Chronic activation of AMP kinase results in NRF-1 activation and mitochondrial biogenesis

The underlying mechanism by which skeletal muscle adapts to exercise training or chronic energy deprivation is largely unknown. To examine this question, rats were fed for 9 wk either with or without β-guanadinopropionic acid (β-GPA; 1% enriched diet), a creatine analog that is known to induce muscle adaptations similar to those induced by exercise training. Muscle phosphocreatine, ATP, and ATP/AMP ratios were all markedly decreased and led to the activation of AMP-activated protein kinase (AMPK) in the β-GPA-fed rats compared with control rats. Under these conditions, nuclear respiratory factor-1 (NRF-1) binding activity, measured using a cDNA probe containing a sequence encoding for the promoter of δ-aminolevulinate (ALA) synthase, was increased by about eightfold in the muscle of β-GPA-fed rats compared with the control group. Concomitantly, muscle ALA synthase mRNA and cytochrome c content were also increased.
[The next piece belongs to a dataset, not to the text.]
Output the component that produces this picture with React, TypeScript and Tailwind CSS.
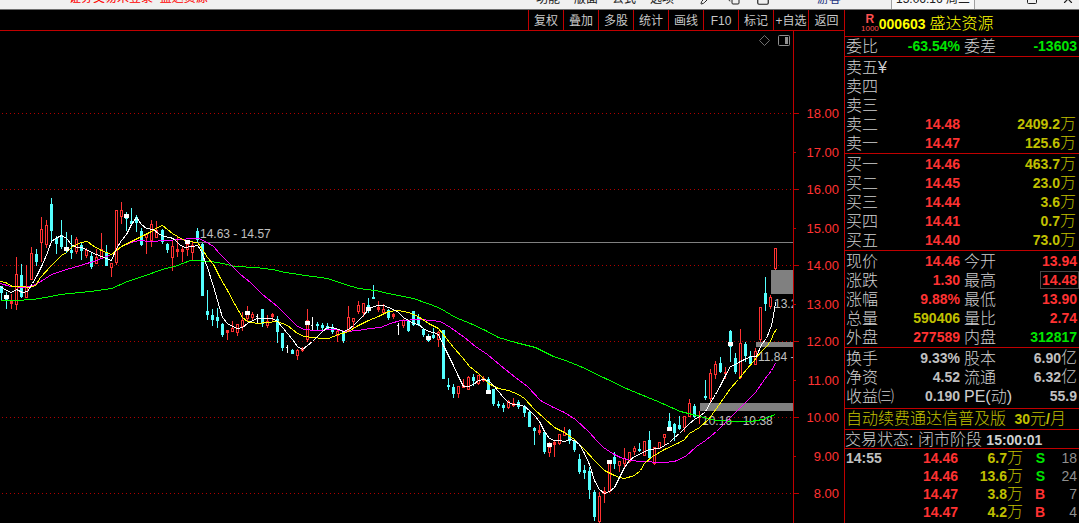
import { Copy, Minus, Pencil, Square, X } from "lucide-react"
import type { ReactNode } from "react"

const tools = ["复权", "叠加", "多股", "统计", "画线", "F10", "标记", "+自选", "返回"]
const menus = ["功能", "版面", "公式", "选项"]

// kind, x, high, body top, body bottom, low
type Candle = ["u" | "d" | "w", number, number, number, number, number]

const candles: Candle[] = [
  ["d", 1, 286, 286, 292, 299],
  ["d", 6, 292, 295, 299, 308],
  ["u", 11, 294, 301, 303, 308],
  ["u", 16, 257, 274, 304, 309],
  ["d", 21, 264, 275, 296, 297],
  ["u", 26, 265, 287, 297, 297],
  ["u", 31, 247, 253, 279, 279],
  ["d", 36, 249, 254, 261, 265],
  ["u", 41, 217, 229, 242, 261],
  ["u", 46, 220, 225, 244, 247],
  ["d", 51, 198, 204, 230, 240],
  ["d", 56, 236, 238, 243, 253],
  ["d", 61, 220, 235, 246, 248],
  ["d", 66, 232, 247, 250, 252],
  ["d", 71, 235, 250, 252, 258],
  ["u", 76, 237, 239, 251, 253],
  ["d", 81, 243, 245, 250, 259],
  ["u", 86, 248, 250, 255, 257],
  ["d", 91, 253, 256, 266, 268],
  ["u", 96, 249, 257, 263, 263],
  ["u", 101, 233, 249, 258, 258],
  ["d", 106, 245, 252, 265, 265],
  ["u", 111, 263, 263, 267, 276],
  ["u", 116, 210, 210, 262, 264],
  ["u", 121, 202, 210, 216, 223],
  ["d", 126, 212, 214, 218, 230],
  ["d", 131, 208, 221, 223, 224],
  ["d", 136, 215, 217, 222, 231],
  ["d", 141, 228, 231, 244, 245],
  ["u", 146, 233, 234, 237, 253],
  ["u", 151, 220, 224, 240, 246],
  ["u", 156, 221, 230, 237, 237],
  ["d", 162, 229, 230, 241, 243],
  ["d", 167, 243, 244, 249, 252],
  ["u", 172, 241, 246, 257, 270],
  ["u", 177, 237, 249, 251, 256],
  ["u", 182, 247, 249, 251, 261],
  ["u", 187, 240, 244, 249, 255],
  ["u", 192, 242, 245, 252, 259],
  ["d", 197, 228, 231, 239, 241],
  ["d", 202, 243, 244, 295, 295],
  ["d", 207, 290, 311, 314, 319],
  ["d", 212, 309, 315, 319, 325],
  ["d", 217, 308, 317, 320, 327],
  ["d", 222, 323, 324, 334, 336],
  ["u", 227, 330, 330, 332, 339],
  ["u", 232, 321, 328, 331, 331],
  ["u", 237, 324, 324, 332, 335],
  ["u", 242, 312, 320, 326, 330],
  ["u", 247, 306, 312, 318, 320],
  ["u", 252, 312, 314, 317, 319],
  ["w", 257, 314, 316, 317, 323],
  ["d", 262, 309, 309, 323, 326],
  ["u", 267, 315, 321, 325, 327],
  ["u", 272, 313, 314, 316, 321],
  ["d", 277, 316, 319, 331, 342],
  ["d", 282, 333, 333, 347, 350],
  ["w", 287, 345, 347, 348, 352],
  ["d", 292, 349, 350, 353, 353],
  ["u", 297, 349, 350, 355, 359],
  ["u", 302, 347, 348, 350, 351],
  ["u", 307, 309, 320, 339, 341],
  ["w", 312, 317, 325, 326, 330],
  ["d", 317, 322, 324, 325, 329],
  ["d", 322, 323, 325, 327, 331],
  ["d", 327, 323, 326, 328, 329],
  ["d", 332, 324, 327, 331, 333],
  ["u", 337, 330, 331, 335, 341],
  ["d", 343, 331, 332, 340, 342],
  ["u", 348, 306, 317, 330, 331],
  ["u", 353, 318, 318, 321, 328],
  ["u", 358, 301, 305, 311, 313],
  ["u", 363, 303, 303, 312, 316],
  ["d", 368, 298, 305, 309, 312],
  ["d", 373, 285, 297, 298, 298],
  ["u", 378, 301, 307, 309, 311],
  ["u", 383, 304, 309, 312, 312],
  ["d", 388, 309, 310, 317, 319],
  ["u", 393, 313, 314, 316, 318],
  ["w", 398, 323, 325, 326, 334],
  ["u", 403, 319, 320, 325, 327],
  ["d", 408, 320, 320, 330, 331],
  ["d", 413, 311, 311, 324, 325],
  ["d", 418, 314, 317, 324, 325],
  ["d", 423, 328, 329, 334, 336],
  ["d", 428, 334, 337, 340, 341],
  ["d", 433, 328, 335, 337, 338],
  ["u", 438, 331, 332, 339, 346],
  ["d", 443, 330, 330, 378, 378],
  ["d", 448, 378, 385, 386, 389],
  ["d", 453, 384, 387, 393, 397],
  ["u", 458, 386, 386, 393, 397],
  ["u", 463, 379, 385, 387, 387],
  ["u", 468, 376, 377, 389, 389],
  ["d", 473, 374, 377, 380, 385],
  ["u", 478, 375, 375, 383, 384],
  ["u", 483, 376, 378, 380, 381],
  ["d", 488, 377, 379, 390, 392],
  ["d", 493, 389, 389, 403, 405],
  ["d", 498, 401, 404, 405, 407],
  ["d", 503, 403, 405, 407, 411],
  ["u", 508, 400, 401, 407, 408],
  ["u", 513, 398, 403, 405, 406],
  ["d", 518, 400, 402, 406, 408],
  ["d", 524, 405, 406, 412, 416],
  ["d", 529, 411, 412, 426, 426],
  ["d", 534, 427, 428, 430, 444],
  ["u", 539, 425, 430, 432, 434],
  ["d", 544, 431, 432, 451, 453],
  ["u", 549, 442, 447, 452, 456],
  ["u", 554, 441, 442, 444, 456],
  ["u", 559, 434, 434, 443, 444],
  ["u", 564, 427, 432, 435, 435],
  ["d", 569, 429, 430, 440, 443],
  ["d", 574, 439, 441, 449, 451],
  ["d", 579, 454, 459, 471, 473],
  ["d", 584, 465, 470, 472, 478],
  ["d", 589, 467, 471, 489, 498],
  ["d", 594, 490, 492, 516, 520],
  ["u", 599, 492, 496, 521, 523],
  ["u", 604, 487, 491, 493, 502],
  ["u", 609, 462, 463, 491, 492],
  ["d", 614, 452, 457, 463, 468],
  ["u", 619, 461, 461, 465, 471],
  ["u", 624, 448, 458, 463, 466],
  ["u", 629, 452, 452, 461, 462],
  ["u", 634, 446, 448, 451, 454],
  ["d", 639, 443, 449, 450, 451],
  ["u", 644, 441, 441, 455, 455],
  ["d", 649, 431, 440, 457, 458],
  ["u", 654, 447, 447, 463, 464],
  ["u", 659, 442, 442, 448, 448],
  ["u", 664, 434, 434, 437, 444],
  ["d", 669, 413, 421, 428, 430],
  ["d", 674, 423, 424, 432, 440],
  ["d", 679, 416, 425, 428, 429],
  ["u", 684, 416, 416, 427, 431],
  ["u", 689, 399, 403, 416, 416],
  ["d", 694, 404, 406, 416, 417],
  ["u", 699, 411, 415, 417, 423],
  ["d", 705, 380, 396, 397, 399],
  ["u", 710, 369, 373, 398, 401],
  ["u", 715, 361, 364, 374, 378],
  ["d", 720, 357, 363, 371, 372],
  ["u", 725, 367, 372, 373, 378],
  ["d", 730, 330, 331, 346, 361],
  ["d", 735, 353, 358, 371, 373],
  ["u", 740, 329, 343, 377, 378],
  ["d", 745, 342, 344, 355, 361],
  ["d", 750, 351, 356, 363, 363],
  ["u", 755, 348, 351, 364, 364],
  ["u", 760, 307, 307, 339, 341],
  ["d", 765, 277, 293, 303, 310],
  ["u", 770, 295, 297, 306, 308],
  ["u", 775, 248, 248, 268, 269],
]

const markers = [
  [6, 297], [66, 249], [126, 216], [187, 242], [247, 313], [307, 323], [368, 309],
  [428, 338], [488, 392], [549, 445], [609, 462], [669, 429], [730, 344],
]

const averages = [
  {
    color: "#00ff00",
    points:
      "0,300 15,300 32,299 45,297 60,294 90,291 111,288 127,281 145,275 162,269 177,265 190,260 210,261 222,263 235,266 255,267 272,269 285,272 305,275 327,278 345,284 358,288 375,290 388,293 398,295 413,298 430,304 440,308 455,317 470,323 485,330 498,337 515,342 535,347 553,356 565,360 580,366 605,378 628,389 655,400 680,411 700,416 715,420 735,421 750,421 762,419 775,414",
  },
  {
    color: "#ff00ff",
    points:
      "0,283 10,286 25,287 35,284 42,280 51,274 66,269 80,265 96,260 111,254 121,246 131,242 138,240 150,241 165,240 180,239 192,238 198,238 205,241 213,246 219,253 228,262 240,274 250,282 262,294 277,306 288,317 297,326 304,329 315,330 335,329 345,331 358,330 370,328 380,327 390,323 400,320 420,319 440,321 450,327 464,337 475,346 487,354 500,365 515,377 527,386 540,400 553,407 564,412 575,419 589,432 596,440 603,447 612,453 620,457 630,460 640,461 663,462 674,461 685,456 696,446 705,440 716,431 730,417 745,402 755,392 764,379 771,370 775,363",
  },
  {
    color: "#ffff00",
    points:
      "0,281 5,282 12,286 22,286 28,287 35,285 40,277 51,265 61,255 66,252 71,247 76,244 81,242 87,241 92,245 101,250 106,252 111,254 116,250 121,246 131,241 141,236 151,231 157,227 162,225 167,229 172,233 182,239 187,241 197,242 202,249 207,257 213,264 219,276 227,290 235,305 242,317 247,321 257,323 267,322 277,321 287,325 297,333 304,336 312,337 322,338 328,338 338,334 348,331 358,325 368,320 378,316 388,311 398,310 408,312 418,316 428,323 438,328 446,338 453,347 462,357 469,366 478,373 488,383 498,388 508,390 518,394 524,398 534,409 544,418 554,427 564,432 574,439 584,449 594,460 604,470 614,475 619,477 624,478 634,475 640,470 644,463 652,456 664,449 679,442 684,439 689,433 699,427 708,419 716,408 730,388 738,379 746,369 753,361 760,352 767,345 771,339 773,333 776,329",
  },
  {
    color: "#ffffff",
    points:
      "0,286 6,290 11,292 16,289 22,292 27,291 32,283 37,274 42,264 47,252 51,241 55,238 61,235 66,238 71,244 76,247 81,247 86,249 91,252 96,254 101,256 106,258 111,260 116,248 121,240 126,234 131,224 136,217 141,224 146,228 153,229 158,233 163,236 170,237 174,239 179,244 184,247 192,246 197,245 200,249 207,267 213,286 219,307 222,317 227,323 232,326 237,328 242,327 247,323 252,320 257,318 262,318 272,318 277,321 282,327 287,333 292,339 297,346 302,349 307,345 312,341 317,336 322,331 327,327 332,327 338,329 343,331 348,329 353,325 358,320 363,315 368,309 373,306 378,305 383,305 388,307 393,309 398,312 403,317 408,320 413,323 418,324 423,328 428,331 433,332 438,334 443,345 448,355 453,365 458,376 463,386 468,386 473,384 478,380 483,379 488,380 493,385 498,391 503,397 508,402 513,404 518,404 524,406 529,410 534,415 539,421 544,431 549,438 554,440 559,440 564,441 569,439 574,440 579,444 584,453 589,464 594,480 599,489 604,493 609,491 614,487 619,477 624,467 629,460 634,456 639,454 644,451 649,449 659,448 664,445 669,442 674,437 679,433 684,428 689,423 694,419 699,416 705,411 710,402 715,394 720,385 725,375 730,366 735,364 740,361 746,358 751,356 756,356 761,344 766,338 771,325 773,315 775,302",
  },
]

const prices = [18, 17, 16, 15, 14, 13, 12, 11, 10, 9, 8]

const candleColors = { u: "#ff3232", d: "#54ffff", w: "#ffffff" }

function CandleShape({ candle }: { candle: Candle }) {
  const [kind, x, high, top, bottom, low] = candle
  const color = candleColors[kind]
  return (
    <g fill={color}>
      <rect x={x} y={high} width={1} height={low - high + 1} />
      {kind === "w" && <rect x={x - 1} y={top} width={1} height={1} />}
      {kind !== "w" && <rect x={x - 1} y={top} width={3} height={bottom - top + 1} />}
      {kind === "u" && bottom - top > 2 && (
        <rect x={x} y={top + 1} width={1} height={bottom - top - 1} fill="#000" />
      )}
    </g>
  )
}

function Chart() {
  return (
    <svg
      viewBox="0 31 844 492"
      className="block w-full font-['Liberation_Sans',sans-serif]"
      shapeRendering="crispEdges"
      role="img"
      aria-label="K线图"
    >
      {prices.map((price, i) => {
        const odd = i % 2
        const y = 113 + i * 38 + odd
        return (
          <g key={price}>
            {!odd && <path d={`M2 ${y}.5H793`} stroke="#b00000" strokeDasharray="1 3" />}
            <rect x={794} y={y} width={odd ? 2 : 5} height={1} fill="#c00000" />
            <text x={839} y={y + 5} textAnchor="end" fontSize={13} fill="#ff3232">
              {price}.00
            </text>
          </g>
        )
      })}
      <rect x={793} y={31} width={1} height={492} fill="#c00000" />

      <rect x={198} y={242} width={595} height={1} fill="#808080" />
      <g fill="#808080">
        <rect x={771} y={270} width={22} height={24} />
        <rect x={756} y={342} width={37} height={5} />
        <rect x={700} y={403} width={93} height={8} />
      </g>
      <svg x={0} y={31} width={793} height={492} viewBox="0 31 793 492" fill="#c0c0c0" fontSize={12}>
        <text x={200} y={238}>14.63 - 14.57</text>
        <text x={774} y={308}>13.2</text>
        <text x={758} y={361}>11.84 -</text>
        <text x={702} y={425}>10.16 - 10.38</text>
      </svg>

      {candles.map((candle) => (
        <CandleShape key={candle[1]} candle={candle} />
      ))}
      {averages.map((line) => (
        <polyline
          key={line.color}
          points={line.points}
          fill="none"
          stroke={line.color}
          transform="translate(0.5 0.5)"
        />
      ))}
      {markers.map(([x, y]) => (
        <rect key={x} x={x - 2} y={y - 2} width={5} height={4} fill="#fff" />
      ))}
    </svg>
  )
}

function TitleBar() {
  return (
    <header className="flex h-[10px] items-end overflow-hidden border-b border-[#707070] bg-[#f0f0f0] text-xs leading-5 whitespace-nowrap text-[#202020]">
      <div className="flex-1 pl-[69px] leading-[22px] text-[#ff0000]">证券交易未登录&nbsp; 盛达资源</div>
      <nav className="flex w-[543px] items-center">
        {menus.map((menu) => (
          <a key={menu} href="#" className="w-[38px]">
            {menu}
          </a>
        ))}
        <div className="flex flex-1 items-center gap-4 pl-3">
          <Pencil size={12} />
          <Copy size={12} />
          <Square size={14} />
        </div>
        <a href="#" className="w-[74px] text-[#203080]">游客</a>
        <time className="w-[84px] border-x border-[#a0a0a0] bg-[#f8f8f8] pl-1">15:06:16 周三</time>
        <div className="flex w-[104px] items-center justify-between pr-1 pl-4">
          <Minus size={12} />
          <Square size={12} />
          <X size={14} />
        </div>
      </nav>
    </header>
  )
}

const red = "text-[#ff3232]"
const green = "text-[#00e600]"
const olive = "text-[#c0c000]"
const gray = "text-[#c0c0c0]"

type Pair = [string, string, string]

function Label({ children }: { children: ReactNode }) {
  return (
    <th scope="row" className="p-0 text-left text-base leading-[19px] font-light whitespace-nowrap text-[#d0d0d0]">
      {children}
    </th>
  )
}

// trailing 万 / 亿 is set lighter and larger than the digits
function Amount({ value }: { value: string }) {
  const unit = value.match(/[万亿]$/)?.[0]
  if (!unit) return <>{value}</>
  return (
    <>
      {value.slice(0, -1)}
      <span className="text-base leading-none font-light">{unit}</span>
    </>
  )
}

function PairTable({ rows, className }: { rows: [Pair, Pair][]; className?: string }) {
  return (
    <div className={`border-b border-[#c00000] pr-0.5 pl-px ${className ?? ""}`}>
      <table className="w-full table-fixed border-collapse">
        <colgroup>
          <col className="w-12" />
          <col className="w-[66px]" />
          <col className="w-12" />
          <col />
        </colgroup>
        <tbody>
          {rows.map(([left, right]) => (
            <tr key={left[0]} className="h-[19px]">
              <Label>{left[0]}</Label>
              <td className={`p-0 text-right leading-[19px] ${left[2]}`}>
                <Amount value={left[1]} />
              </td>
              <Label>
                <span className="pl-1">{right[0]}</span>
              </Label>
              <td className={`p-0 text-right leading-[19px] ${right[2]}`}>
                {right[0] === "最高" ? (
                  <span className="-mr-0.5 inline-block border border-[#484848] px-px leading-4">
                    {right[1]}
                  </span>
                ) : (
                  <Amount value={right[1]} />
                )}
              </td>
            </tr>
          ))}
        </tbody>
      </table>
    </div>
  )
}

function BookTable({ rows }: { rows: [string, string, string][] }) {
  return (
    <div className="border-b border-[#c00000] pt-px pr-[3px] pl-px">
      <table className="w-full table-fixed border-collapse">
        <colgroup>
          <col className="w-12" />
          <col className="w-[66px]" />
          <col />
        </colgroup>
        <tbody>
          {rows.map(([label, price, volume]) => (
            <tr key={label} className="h-[19px]">
              <Label>{label}</Label>
              <td className={`p-0 text-right leading-[19px] ${red}`}>{price}</td>
              <td className={`p-0 text-right leading-[19px] ${olive}`}>
                <Amount value={volume} />
              </td>
            </tr>
          ))}
        </tbody>
      </table>
    </div>
  )
}

const sells: [string, string, string][] = [
  ["卖五¥", "", ""],
  ["卖四", "", ""],
  ["卖三", "", ""],
  ["卖二", "14.48", "2409.2万"],
  ["卖一", "14.47", "125.6万"],
]

const buys: [string, string, string][] = [
  ["买一", "14.46", "463.7万"],
  ["买二", "14.45", "23.0万"],
  ["买三", "14.44", "3.6万"],
  ["买四", "14.41", "0.7万"],
  ["买五", "14.40", "73.0万"],
]

const quotes: [Pair, Pair][] = [
  [["现价", "14.46", red], ["今开", "13.94", red]],
  [["涨跌", "1.30", red], ["最高", "14.48", red]],
  [["涨幅", "9.88%", red], ["最低", "13.90", red]],
  [["总量", "590406", olive], ["量比", "2.74", red]],
  [["外盘", "277589", red], ["内盘", "312817", green]],
]

const basics: [Pair, Pair][] = [
  [["换手", "9.33%", gray], ["股本", "6.90亿", gray]],
  [["净资", "4.52", gray], ["流通", "6.32亿", gray]],
  [["收益㈢", "0.190", gray], ["PE(动)", "55.9", gray]],
]

const ticks = [
  ["14:55", "14.46", "6.7万", "S", "18"],
  ["", "14.46", "13.6万", "S", "24"],
  ["", "14.47", "3.8万", "B", "7"],
  ["", "14.47", "4.2万", "B", "4"],
]

function QuotePanel() {
  return (
    <aside className="w-[235px] shrink-0 border-l border-[#c00000] text-sm font-bold">
      <h1 className="flex h-[27px] items-center border-b border-[#c00000] pt-px pl-4 text-[#ffff00]">
        <span className="flex flex-col items-center text-xs leading-[9px] text-[#ff5050]">
          R<small className="text-[8px] font-normal">1000</small>
        </span>
        000603
        <span className="pl-1 text-base font-light">盛达资源</span>
      </h1>
      <PairTable rows={[[["委比", "-63.54%", green], ["委差", "-13603", green]]]} />
      <BookTable rows={sells} />
      <BookTable rows={buys} />
      <PairTable rows={quotes} className="pt-px" />
      <PairTable rows={basics} className="pt-px pb-0.5" />
      <a
        href="#"
        className={`block h-[21px] border-b border-[#c00000] pl-px text-base leading-5 font-light whitespace-nowrap ${olive}`}
      >
        自动续费通达信普及版 <b className="pl-1 text-sm font-bold">30</b>元
        <b className="text-sm font-bold">/</b>月
      </a>
      <p className="h-[19px] border-b border-[#c00000] text-base leading-[18px] font-light whitespace-nowrap text-[#d0d0d0]">
        交易状态: 闭市阶段 <b className="text-sm font-bold">15:00:01</b>
      </p>
      <div className="pr-0.5 pl-px">
        <table className="w-full table-fixed border-collapse">
          <colgroup>
            <col className="w-12" />
            <col className="w-16" />
            <col />
            <col className="w-[22px]" />
            <col className="w-8" />
          </colgroup>
          <tbody>
            {ticks.map(([time, price, volume, side, count], i) => (
              <tr key={i} className="h-[18px] text-right">
                <td className={`p-0 text-left leading-[18px] ${gray}`}>{time}</td>
                <td className={`p-0 leading-[18px] ${red}`}>{price}</td>
                <td className={`p-0 leading-[18px] ${olive}`}>
                  <Amount value={volume} />
                </td>
                <td className={`p-0 leading-[18px] ${side === "S" ? green : red}`}>{side}</td>
                <td className="p-0 leading-[18px] font-normal text-[#909090]">{count}</td>
              </tr>
            ))}
          </tbody>
        </table>
      </div>
    </aside>
  )
}

export default function App() {
  return (
    <div className="min-h-screen overflow-hidden bg-black font-['Liberation_Sans','Noto_Sans_CJK_SC',sans-serif]">
      <TitleBar />
      <div className="flex">
        <main className="min-w-0 flex-1">
          <div className="flex h-[21px] justify-end border-b border-[#c00000]">
            {tools.map((tool) => (
              <button
                key={tool}
                className="w-[35px] border-l border-[#c00000] pt-px text-center text-xs whitespace-nowrap text-[#c8c8c8] last:w-9"
              >
                {tool}
              </button>
            ))}
          </div>
          <div className="relative">
            <Chart />
            <div className="absolute top-1 right-[54px] flex items-center gap-2">
              <button aria-label="标记点">
                <svg width="11" height="11" viewBox="0 0 11 11" className="block">
                  <path d="M5.5 0.5L10.5 5.5L5.5 10.5L0.5 5.5Z" fill="none" stroke="#707070" />
                </svg>
              </button>
              <button aria-label="侧栏">
                <svg width="12" height="11" viewBox="0 0 12 11" className="block">
                  <rect x="0.5" y="0.5" width="11" height="10" rx="1" fill="none" stroke="#909090" />
                  <rect x="7" y="2" width="3" height="7" fill="#909090" />
                </svg>
              </button>
            </div>
          </div>
        </main>
        <QuotePanel />
      </div>
    </div>
  )
}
Mitochondrial density in both extensor digitorum longus and epitrochlearis from β-GPA-fed rats was also increased by more than twofold compared with the control group. In conclusion, chronic phosphocreatine depletion during β-GPA supplementation led to the activation of muscle AMPK that was associated with increased NRF-1 binding activity, increased cytochrome c content, and increased muscle mitochondrial density. Our data suggest that AMPK may play an important role in muscle adaptations to chronic energy stress and that it promotes mitochondrial biogenesis and expression of respiratory proteins through activation of NRF-1.